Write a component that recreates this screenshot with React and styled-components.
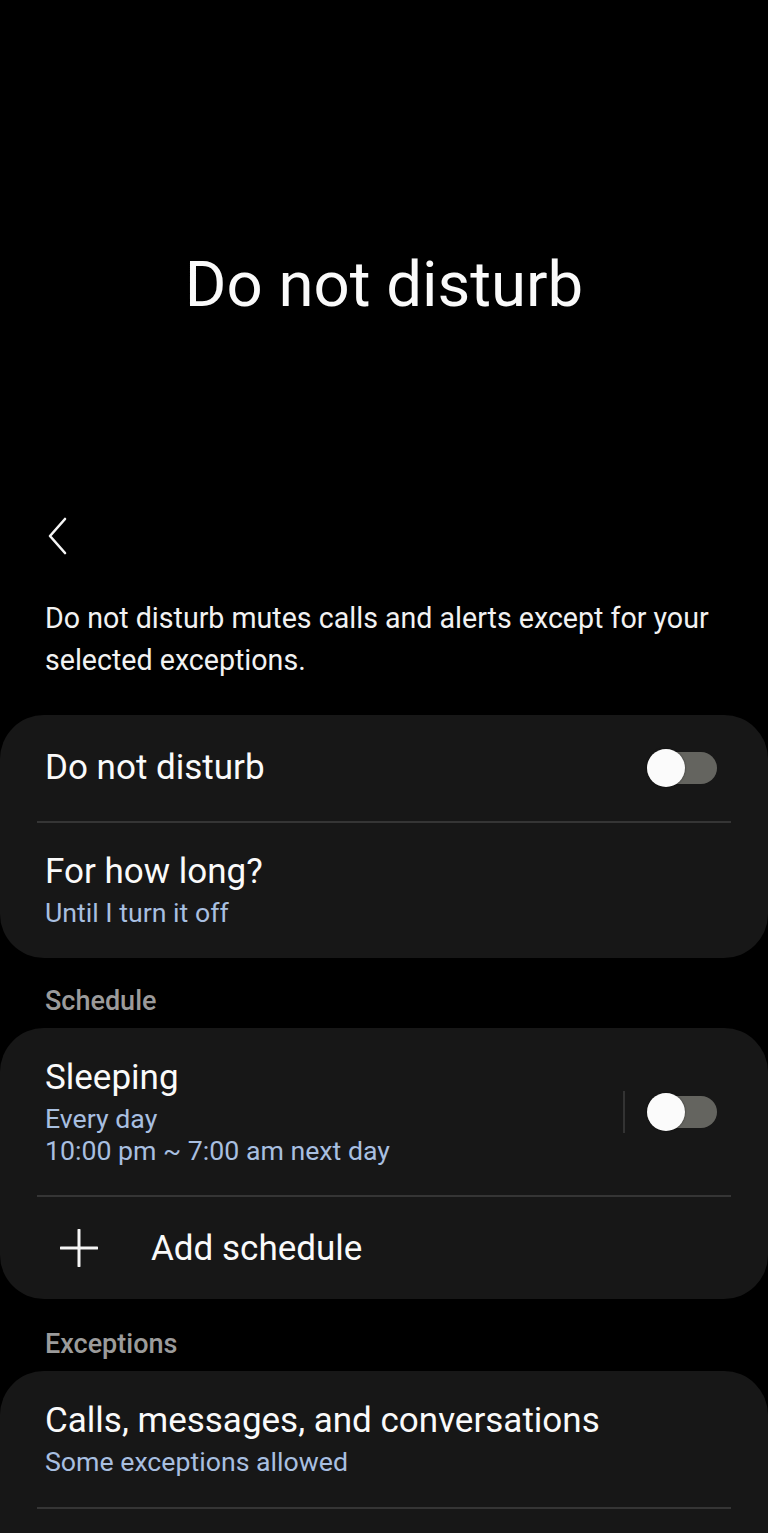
import styled, { createGlobalStyle } from "styled-components";

const Global = createGlobalStyle`
  body {
    margin: 0;
    background: #000;
    font-family: Roboto, "Noto Sans", sans-serif;
    color: #fafafa;
  }
`;

const Page = styled.div`
  width: 768px;
  height: 1533px;
  background: #000;
  overflow: hidden;
`;

const Header = styled.h1`
  margin: 0;
  padding: 245px 0 175px;
  text-align: center;
  font-size: 63.5px;
  line-height: 80px;
  font-weight: 400;
`;

const NavRow = styled.div`
  height: 75px;
  display: flex;
  align-items: center;
  padding-left: 46px;
  margin-top: -2px;
`;

const Intro = styled.p`
  margin: 24px 0 34px;
  padding: 0 45px;
  font-size: 28.6px;
  line-height: 42px;
  color: #f2f2f2;
`;

const Card = styled.div`
  background: #171717;
  border-radius: 44px;
  overflow: hidden;
`;

const Row = styled.div`
  display: flex;
  align-items: center;
  min-height: ${(p) => p.$h || 0}px;
  padding: ${(p) => p.$pad || 0}px 51px ${(p) => p.$padB || 0}px ${(p) => p.$left || 45}px;
  box-sizing: border-box;
`;

const Texts = styled.div`
  flex: 1;
  display: flex;
  flex-direction: column;
`;

const Title = styled.div`
  font-size: 35px;
  line-height: 42px;
  color: #fafafa;
`;

const Subs = styled.div`
  margin-top: 4px;
  font-size: 26.7px;
  line-height: 32px;
  color: #a8bfe0;
`;

const Divider = styled.div`
  height: 2px;
  background: #353535;
  margin: 0 37px;
`;

const Section = styled.div`
  margin: ${(p) => p.$top || 28}px 0 12px;
  padding-left: 45px;
  font-size: 27px;
  line-height: 30px;
  font-weight: 500;
  color: #9b9b9b;
`;

const VLine = styled.div`
  width: 2px;
  height: 42px;
  background: #333;
  margin-right: 22px;
`;

const Track = styled.div`
  position: relative;
  width: 70px;
  height: 32px;
  border-radius: 16px;
  background: #64645f;
`;

const Thumb = styled.div`
  position: absolute;
  left: 0;
  top: -3px;
  width: 38px;
  height: 38px;
  border-radius: 50%;
  background: #fbfbfb;
  box-shadow: 0 0 2px rgba(0, 0, 0, 0.6);
`;

const PlusIcon = styled.svg`
  flex: none;
  margin-right: 53px;
`;

const AddLabel = styled.div`
  font-size: 35px;
  color: #fafafa;
`;

const Toggle = () => (
  <Track>
    <Thumb />
  </Track>
);

export default function App() {
  return (
    <Page>
      <Global />
      <Header>Do not disturb</Header>
      <NavRow>
        <svg width="24" height="38" viewBox="0 0 24 38">
          <path d="M19 2 L4 19 L19 36" fill="none" stroke="#f5f5f5" strokeWidth="2.6" strokeLinecap="round" strokeLinejoin="round" />
        </svg>
      </NavRow>
      <Intro>Do not disturb mutes calls and alerts except for your selected exceptions.</Intro>

      <Card>
        <Row $h={106}>
          <Texts>
            <Title>Do not disturb</Title>
          </Texts>
          <Toggle />
        </Row>
        <Divider />
        <Row $pad={28} $padB={29}>
          <Texts>
            <Title>For how long?</Title>
            <Subs>Until I turn it off</Subs>
          </Texts>
        </Row>
      </Card>

      <Section>Schedule</Section>
      <Card>
        <Row $pad={29} $padB={28}>
          <Texts>
            <Title>Sleeping</Title>
            <Subs>
              Every day
              <br />
              10:00 pm ~ 7:00 am next day
            </Subs>
          </Texts>
          <VLine />
          <Toggle />
        </Row>
        <Divider />
        <Row $h={102} $left={60}>
          <PlusIcon width="38" height="38" viewBox="0 0 38 38">
            <path d="M19 1 V37 M1 19 H37" stroke="#f5f5f5" strokeWidth="3" strokeLinecap="round" />
          </PlusIcon>
          <AddLabel>Add schedule</AddLabel>
        </Row>
      </Card>

      <Section $top={30}>Exceptions</Section>
      <Card>
        <Row $pad={29} $padB={29}>
          <Texts>
            <Title>Calls, messages, and conversations</Title>
            <Subs>Some exceptions allowed</Subs>
          </Texts>
        </Row>
        <Divider />
        <Row $h={110} />
      </Card>
    </Page>
  );
}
# # #
Problem description |
Print out the lines exactly, skipping any picture.

Result |
Write a component that recreates this screenshot with React and styled-components.
import styled, { createGlobalStyle } from "styled-components";

const Global = createGlobalStyle`
  body {
    margin: 0;
    background: #000;
    font-family: Roboto, "Noto Sans", sans-serif;
    color: #fafafa;
  }
`;

const Page = styled.div`
  width: 768px;
  height: 1533px;
  background: #000;
  overflow: hidden;
`;

const Header = styled.h1`
  margin: 0;
  padding: 245px 0 175px;
  text-align: center;
  font-size: 63.5px;
  line-height: 80px;
  font-weight: 400;
`;

const NavRow = styled.div`
  height: 75px;
  display: flex;
  align-items: center;
  padding-left: 46px;
  margin-top: -2px;
`;

const Intro = styled.p`
  margin: 24px 0 34px;
  padding: 0 45px;
  font-size: 28.6px;
  line-height: 42px;
  color: #f2f2f2;
`;

const Card = styled.div`
  background: #171717;
  border-radius: 44px;
  overflow: hidden;
`;

const Row = styled.div`
  display: flex;
  align-items: center;
  min-height: ${(p) => p.$h || 0}px;
  padding: ${(p) => p.$pad || 0}px 51px ${(p) => p.$padB || 0}px ${(p) => p.$left || 45}px;
  box-sizing: border-box;
`;

const Texts = styled.div`
  flex: 1;
  display: flex;
  flex-direction: column;
`;

const Title = styled.div`
  font-size: 35px;
  line-height: 42px;
  color: #fafafa;
`;

const Subs = styled.div`
  margin-top: 4px;
  font-size: 26.7px;
  line-height: 32px;
  color: #a8bfe0;
`;

const Divider = styled.div`
  height: 2px;
  background: #353535;
  margin: 0 37px;
`;

const Section = styled.div`
  margin: ${(p) => p.$top || 28}px 0 12px;
  padding-left: 45px;
  font-size: 27px;
  line-height: 30px;
  font-weight: 500;
  color: #9b9b9b;
`;

const VLine = styled.div`
  width: 2px;
  height: 42px;
  background: #333;
  margin-right: 22px;
`;

const Track = styled.div`
  position: relative;
  width: 70px;
  height: 32px;
  border-radius: 16px;
  background: #64645f;
`;

const Thumb = styled.div`
  position: absolute;
  left: 0;
  top: -3px;
  width: 38px;
  height: 38px;
  border-radius: 50%;
  background: #fbfbfb;
  box-shadow: 0 0 2px rgba(0, 0, 0, 0.6);
`;

const PlusIcon = styled.svg`
  flex: none;
  margin-right: 53px;
`;

const AddLabel = styled.div`
  font-size: 35px;
  color: #fafafa;
`;

const Toggle = () => (
  <Track>
    <Thumb />
  </Track>
);

export default function App() {
  return (
    <Page>
      <Global />
      <Header>Do not disturb</Header>
      <NavRow>
        <svg width="24" height="38" viewBox="0 0 24 38">
          <path d="M19 2 L4 19 L19 36" fill="none" stroke="#f5f5f5" strokeWidth="2.6" strokeLinecap="round" strokeLinejoin="round" />
        </svg>
      </NavRow>
      <Intro>Do not disturb mutes calls and alerts except for your selected exceptions.</Intro>

      <Card>
        <Row $h={106}>
          <Texts>
            <Title>Do not disturb</Title>
          </Texts>
          <Toggle />
        </Row>
        <Divider />
        <Row $pad={28} $padB={29}>
          <Texts>
            <Title>For how long?</Title>
            <Subs>Until I turn it off</Subs>
          </Texts>
        </Row>
      </Card>

      <Section>Schedule</Section>
      <Card>
        <Row $pad={29} $padB={28}>
          <Texts>
            <Title>Sleeping</Title>
            <Subs>
              Every day
              <br />
              10:00 pm ~ 7:00 am next day
            </Subs>
          </Texts>
          <VLine />
          <Toggle />
        </Row>
        <Divider />
        <Row $h={102} $left={60}>
          <PlusIcon width="38" height="38" viewBox="0 0 38 38">
            <path d="M19 1 V37 M1 19 H37" stroke="#f5f5f5" strokeWidth="3" strokeLinecap="round" />
          </PlusIcon>
          <AddLabel>Add schedule</AddLabel>
        </Row>
      </Card>

      <Section $top={30}>Exceptions</Section>
      <Card>
        <Row $pad={29} $padB={29}>
          <Texts>
            <Title>Calls, messages, and conversations</Title>
            <Subs>Some exceptions allowed</Subs>
          </Texts>
        </Row>
        <Divider />
        <Row $h={110} />
      </Card>
    </Page>
  );
}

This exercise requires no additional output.